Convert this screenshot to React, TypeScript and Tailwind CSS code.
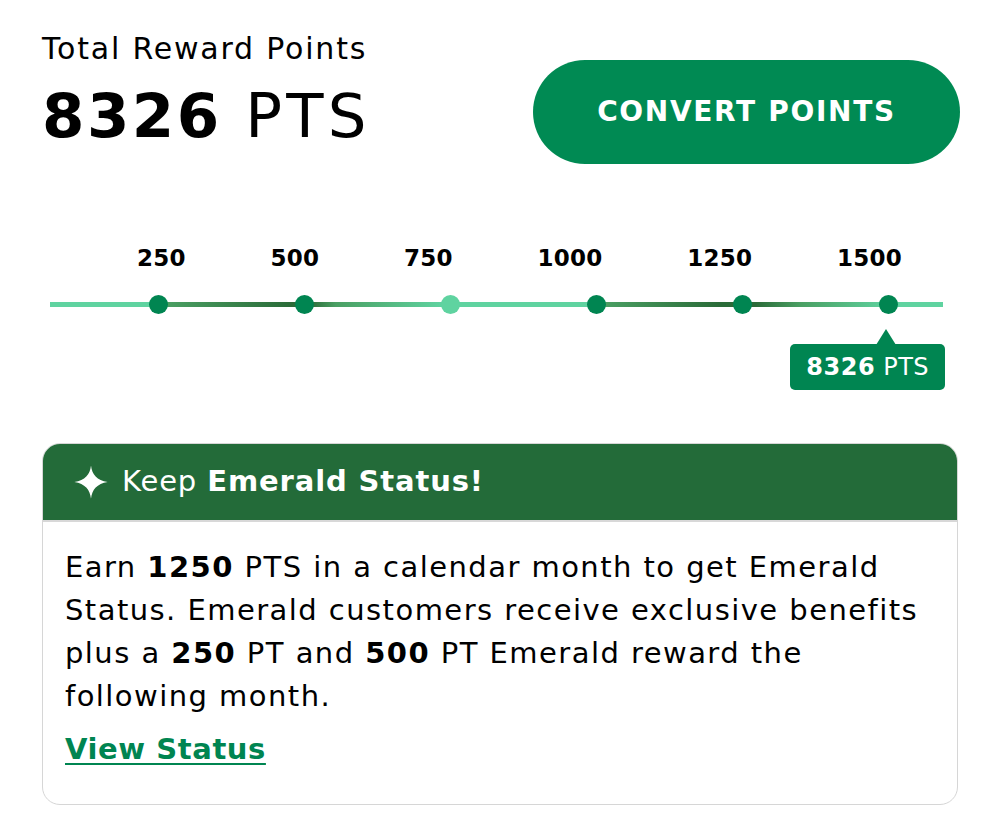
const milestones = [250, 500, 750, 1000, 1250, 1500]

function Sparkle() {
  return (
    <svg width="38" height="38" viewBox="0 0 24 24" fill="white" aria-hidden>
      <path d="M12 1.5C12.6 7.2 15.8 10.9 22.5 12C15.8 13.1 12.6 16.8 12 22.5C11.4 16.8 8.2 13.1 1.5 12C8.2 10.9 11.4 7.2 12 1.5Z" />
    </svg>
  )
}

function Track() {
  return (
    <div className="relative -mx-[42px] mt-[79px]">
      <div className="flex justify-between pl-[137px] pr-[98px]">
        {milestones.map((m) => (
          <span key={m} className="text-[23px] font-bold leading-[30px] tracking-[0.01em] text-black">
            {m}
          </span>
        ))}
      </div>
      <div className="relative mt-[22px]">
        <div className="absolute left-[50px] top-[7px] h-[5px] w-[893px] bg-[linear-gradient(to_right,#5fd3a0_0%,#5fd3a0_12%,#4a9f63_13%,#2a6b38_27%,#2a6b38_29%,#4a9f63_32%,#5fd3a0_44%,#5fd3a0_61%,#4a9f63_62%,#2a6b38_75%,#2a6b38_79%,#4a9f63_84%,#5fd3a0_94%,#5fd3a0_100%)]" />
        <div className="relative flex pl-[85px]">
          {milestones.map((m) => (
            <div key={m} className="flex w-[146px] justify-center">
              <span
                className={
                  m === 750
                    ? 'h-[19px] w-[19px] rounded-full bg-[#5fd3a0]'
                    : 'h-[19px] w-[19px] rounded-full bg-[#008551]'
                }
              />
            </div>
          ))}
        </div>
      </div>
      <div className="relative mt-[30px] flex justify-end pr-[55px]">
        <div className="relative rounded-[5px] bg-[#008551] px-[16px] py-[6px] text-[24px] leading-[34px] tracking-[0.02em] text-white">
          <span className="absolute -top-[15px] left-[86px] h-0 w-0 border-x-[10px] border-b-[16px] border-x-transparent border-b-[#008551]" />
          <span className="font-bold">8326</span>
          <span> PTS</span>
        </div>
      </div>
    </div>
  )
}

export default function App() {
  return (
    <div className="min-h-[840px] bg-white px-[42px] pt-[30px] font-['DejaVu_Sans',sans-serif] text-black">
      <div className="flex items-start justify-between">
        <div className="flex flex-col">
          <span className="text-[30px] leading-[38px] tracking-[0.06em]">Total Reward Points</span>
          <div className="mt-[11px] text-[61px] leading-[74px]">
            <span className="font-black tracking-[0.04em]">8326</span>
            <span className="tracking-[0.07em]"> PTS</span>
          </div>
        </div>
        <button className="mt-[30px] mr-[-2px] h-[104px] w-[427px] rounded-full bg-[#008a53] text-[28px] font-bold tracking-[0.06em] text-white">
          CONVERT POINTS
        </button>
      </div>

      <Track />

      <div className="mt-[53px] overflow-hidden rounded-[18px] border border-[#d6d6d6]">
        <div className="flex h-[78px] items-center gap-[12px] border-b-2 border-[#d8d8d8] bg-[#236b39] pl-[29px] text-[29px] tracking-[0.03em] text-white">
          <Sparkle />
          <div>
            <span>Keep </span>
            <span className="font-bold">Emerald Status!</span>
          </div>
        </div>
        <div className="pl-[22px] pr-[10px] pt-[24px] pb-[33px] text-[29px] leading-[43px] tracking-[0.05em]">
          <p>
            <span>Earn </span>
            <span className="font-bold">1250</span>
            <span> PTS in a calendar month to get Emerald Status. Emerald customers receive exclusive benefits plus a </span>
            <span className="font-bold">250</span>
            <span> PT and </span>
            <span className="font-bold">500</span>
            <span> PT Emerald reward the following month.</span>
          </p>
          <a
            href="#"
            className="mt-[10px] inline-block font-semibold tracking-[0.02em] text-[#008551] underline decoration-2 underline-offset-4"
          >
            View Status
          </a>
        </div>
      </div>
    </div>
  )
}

Exercise directions —
Return the whole listing, word for word, and leave out every picture.

Result for this exercise —
Convert this screenshot to React, TypeScript and Tailwind CSS code.
const milestones = [250, 500, 750, 1000, 1250, 1500]

function Sparkle() {
  return (
    <svg width="38" height="38" viewBox="0 0 24 24" fill="white" aria-hidden>
      <path d="M12 1.5C12.6 7.2 15.8 10.9 22.5 12C15.8 13.1 12.6 16.8 12 22.5C11.4 16.8 8.2 13.1 1.5 12C8.2 10.9 11.4 7.2 12 1.5Z" />
    </svg>
  )
}

function Track() {
  return (
    <div className="relative -mx-[42px] mt-[79px]">
      <div className="flex justify-between pl-[137px] pr-[98px]">
        {milestones.map((m) => (
          <span key={m} className="text-[23px] font-bold leading-[30px] tracking-[0.01em] text-black">
            {m}
          </span>
        ))}
      </div>
      <div className="relative mt-[22px]">
        <div className="absolute left-[50px] top-[7px] h-[5px] w-[893px] bg-[linear-gradient(to_right,#5fd3a0_0%,#5fd3a0_12%,#4a9f63_13%,#2a6b38_27%,#2a6b38_29%,#4a9f63_32%,#5fd3a0_44%,#5fd3a0_61%,#4a9f63_62%,#2a6b38_75%,#2a6b38_79%,#4a9f63_84%,#5fd3a0_94%,#5fd3a0_100%)]" />
        <div className="relative flex pl-[85px]">
          {milestones.map((m) => (
            <div key={m} className="flex w-[146px] justify-center">
              <span
                className={
                  m === 750
                    ? 'h-[19px] w-[19px] rounded-full bg-[#5fd3a0]'
                    : 'h-[19px] w-[19px] rounded-full bg-[#008551]'
                }
              />
            </div>
          ))}
        </div>
      </div>
      <div className="relative mt-[30px] flex justify-end pr-[55px]">
        <div className="relative rounded-[5px] bg-[#008551] px-[16px] py-[6px] text-[24px] leading-[34px] tracking-[0.02em] text-white">
          <span className="absolute -top-[15px] left-[86px] h-0 w-0 border-x-[10px] border-b-[16px] border-x-transparent border-b-[#008551]" />
          <span className="font-bold">8326</span>
          <span> PTS</span>
        </div>
      </div>
    </div>
  )
}

export default function App() {
  return (
    <div className="min-h-[840px] bg-white px-[42px] pt-[30px] font-['DejaVu_Sans',sans-serif] text-black">
      <div className="flex items-start justify-between">
        <div className="flex flex-col">
          <span className="text-[30px] leading-[38px] tracking-[0.06em]">Total Reward Points</span>
          <div className="mt-[11px] text-[61px] leading-[74px]">
            <span className="font-black tracking-[0.04em]">8326</span>
            <span className="tracking-[0.07em]"> PTS</span>
          </div>
        </div>
        <button className="mt-[30px] mr-[-2px] h-[104px] w-[427px] rounded-full bg-[#008a53] text-[28px] font-bold tracking-[0.06em] text-white">
          CONVERT POINTS
        </button>
      </div>

      <Track />

      <div className="mt-[53px] overflow-hidden rounded-[18px] border border-[#d6d6d6]">
        <div className="flex h-[78px] items-center gap-[12px] border-b-2 border-[#d8d8d8] bg-[#236b39] pl-[29px] text-[29px] tracking-[0.03em] text-white">
          <Sparkle />
          <div>
            <span>Keep </span>
            <span className="font-bold">Emerald Status!</span>
          </div>
        </div>
        <div className="pl-[22px] pr-[10px] pt-[24px] pb-[33px] text-[29px] leading-[43px] tracking-[0.05em]">
          <p>
            <span>Earn </span>
            <span className="font-bold">1250</span>
            <span> PTS in a calendar month to get Emerald Status. Emerald customers receive exclusive benefits plus a </span>
            <span className="font-bold">250</span>
            <span> PT and </span>
            <span className="font-bold">500</span>
            <span> PT Emerald reward the following month.</span>
          </p>
          <a
            href="#"
            className="mt-[10px] inline-block font-semibold tracking-[0.02em] text-[#008551] underline decoration-2 underline-offset-4"
          >
            View Status
          </a>
        </div>
      </div>
    </div>
  )
}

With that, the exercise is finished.